I realized it must have been the wine when I found myself lost in you. But did liquid courage explain that fluttering comfort I had whist wrapped in your arms with your lips on my neck? Or was it those whispers in my ear that drew me – your murmurs tainted by that mysterious accent? Either way, you found your way into my head and you seemed to be everything I thought I wanted and I let myself go. Our movements were organic, effortlessly flowing into the next as we found ourselves stumbling into your flat, somehow pulling our lips apart for just long enough to let our clothes gather into forgotten puddles on the floor.
Days went on: yours firmly grounded in the reality of daily routines while mine were filled with carefree idleness as I pranced around looking for my next great adventure. Despite all the mesmerizing places I visited and all the enchanting individuals I met, in the dark of night my mind drifted to you and my body longed for your touch – your kisses down my ribcage and the weight of your limbs as they interwove with mine. The words you groggily uttered the morning I left still lingered in my ear: “Forget the coffee, forget your train, come back to bed and just be with me. That’s all either of us needs right now”. I’ll never know what would have happened if I stayed, if I just pretended we were in love and laid with you in the blissful island that is your bed.

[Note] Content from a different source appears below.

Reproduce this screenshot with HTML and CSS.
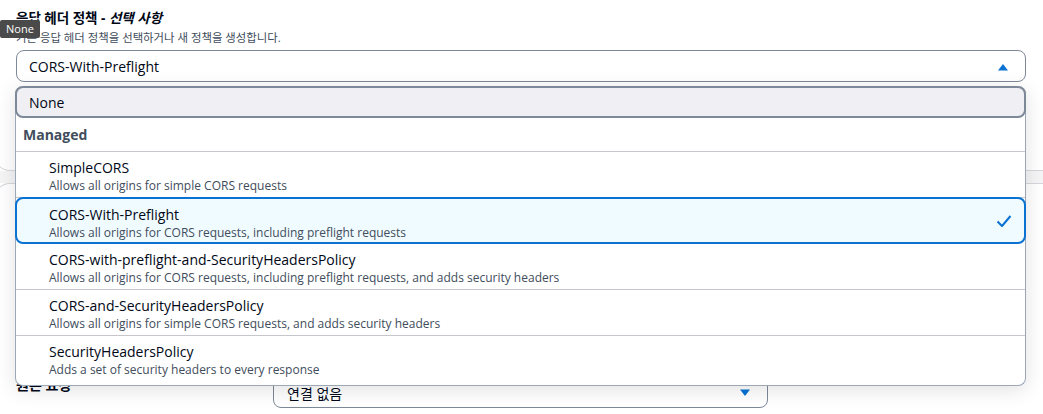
FILE: index.html
```html
<!DOCTYPE html>
<html lang="ko">
<head>
<meta charset="utf-8">
<link rel="stylesheet" href="styles.css">
</head>
<body>
<div class="page">
  <section class="card card-top">
    <div class="field">
      <div class="label">응답 헤더 정책 - <i>선택 사항</i></div>
      <div class="desc">기존 응답 헤더 정책을 선택하거나 새 정책을 생성합니다.</div>
      <div class="select">
        <span>CORS-With-Preflight</span>
        <svg class="caret" width="12" height="8" viewBox="0 0 12 8"><path d="M1 7.5 L6 1 L11 7.5 Z" fill="#0972d3"/></svg>
      </div>
    </div>
  </section>
  <div class="band"></div>
  <section class="card card-bottom">
    <div class="row">
      <div class="row-label">원본 요청</div>
      <div class="select small">
        <span>연결 없음</span>
        <svg class="caret" width="12" height="8" viewBox="0 0 12 8"><path d="M1 0.5 L6 7 L11 0.5 Z" fill="#0972d3"/></svg>
      </div>
    </div>
  </section>

  <div class="dropdown">
    <div class="opt-none">None</div>
    <div class="group">Managed</div>
    <ul class="options">
      <li class="opt">
        <div class="t">SimpleCORS</div>
        <div class="d">Allows all origins for simple CORS requests</div>
      </li>
      <li class="opt selected">
        <div class="t">CORS-With-Preflight</div>
        <div class="d">Allows all origins for CORS requests, including preflight requests</div>
        <svg class="check" width="16" height="16" viewBox="0 0 16 16"><path d="M1.5 8.5 L6 13 L14.5 3" fill="none" stroke="#0972d3" stroke-width="2" stroke-linejoin="round"/></svg>
      </li>
      <li class="opt">
        <div class="t">CORS-with-preflight-and-SecurityHeadersPolicy</div>
        <div class="d">Allows all origins for CORS requests, including preflight requests, and adds security headers</div>
      </li>
      <li class="opt">
        <div class="t">CORS-and-SecurityHeadersPolicy</div>
        <div class="d">Allows all origins for simple CORS requests, and adds security headers</div>
      </li>
      <li class="opt last">
        <div class="t">SecurityHeadersPolicy</div>
        <div class="d">Adds a set of security headers to every response</div>
      </li>
    </ul>
  </div>

  <div class="tooltip">None</div>
</div>
</body>
</html>
```

FILE: styles.css
```css
* { box-sizing: border-box; }
html, body { margin: 0; padding: 0; background: #ffffff; }
body {
  font-family: "Open Sans", "Noto Sans CJK KR", sans-serif;
  color: #000716;
  width: 1043px;
  height: 414px;
  overflow: hidden;
}
.page { position: relative; width: 1043px; height: 414px; overflow: hidden; }

.card {
  background: #fff;
  margin-left: -6px;
  margin-right: -30px;
  border: 1px solid #d5d7dc;
  border-radius: 16px;
}
.card-top {
  border-top: none;
  border-top-left-radius: 0;
  border-top-right-radius: 0;
  height: 171px;
  padding: 9px 0 0 21px;
}
.band { height: 12px; background: #f5f5f6; }
.card-bottom {
  height: 231px;
  padding: 194px 0 0 21px;
  border-bottom: none;
  border-bottom-left-radius: 0;
  border-bottom-right-radius: 0;
}

.label { font-size: 13.5px; font-weight: 700; line-height: 19px; }
.label i { font-weight: 700; }
.desc { font-size: 11.4px; color: #414d5c; line-height: 16px; margin-top: 2px; }
.select {
  margin-top: 4px;
  width: 1010px;
  height: 32px;
  border: 1px solid #7d8998;
  border-radius: 8px;
  display: flex;
  align-items: center;
  justify-content: space-between;
  padding: 1px 16px 0 12px;
  font-size: 14px;
}
.row { display: flex; align-items: flex-start; }
.row-label { width: 257px; font-size: 14px; font-weight: 700; line-height: 18px; margin-top: -2px; }
.select.small { width: 495px; height: 30px; margin-top: 0; padding: 0 16px 0 13px; }

.dropdown {
  position: absolute;
  left: 15px;
  top: 86px;
  width: 1011px;
  height: 300px;
  background: #fff;
  border: 1px solid #9ba7b6;
  border-top: none;
  border-radius: 8px;
  box-shadow: 0 4px 20px rgba(0, 7, 22, 0.12);
}
.opt-none {
  height: 32px;
  margin: 0 -1px;
  background: #f0f0f4;
  border: 2px solid #7d8998;
  border-radius: 8px;
  font-size: 14px;
  padding: 5px 0 0 12px;
}
.group {
  height: 34px;
  font-size: 14px;
  font-weight: 700;
  padding: 7px 0 0 7px;
  color: #414d5c;
  border-bottom: 1px solid #c6c6cd;
}
.options { list-style: none; margin: 0; padding: 0; }
.opt {
  position: relative;
  height: 46px;
  padding: 7px 0 0 33px;
  border-bottom: 1px solid #c6c6cd;
}
.opt.last { border-bottom: none; }
.opt .t { font-size: 14px; line-height: 18px; color: #000716; }
.opt .d { font-size: 12px; line-height: 16px; color: #414d5c; margin-top: 1px; }
.opt.selected {
  margin: -1px -1px 0;
  height: 47px;
  padding: 7px 0 0 32px;
  background: #f0fbff;
  border: 2px solid #0972d3;
  border-radius: 8px;
}
.check { position: absolute; right: 12px; top: 14px; }

.tooltip {
  position: absolute;
  left: 0;
  top: 20px;
  height: 18px;
  padding: 0 6px;
  background: #4a4a4a;
  color: #fff;
  font-size: 11px;
  line-height: 18px;
  border-radius: 2px;
}
```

But that’s just all it would be: pretending. Pretending that we knew each other for more than four days, pretending that this could last or that we would even try to make it last. Despite the exotic allure of finding love in a foreign place, reality always steps in and reveals just how unrealistic and ridiculous said fantasies are. And finally I realized the futility of lamenting on the all the what ifs that plagued me because the truth is that I will never know whether we would work out and that’s okay. It is in that ignorance that my fond memory of you is preserved, remaining pristine from the wondering and romanticizing of what could have been.
Because what we were for those short days was breathless and beautiful.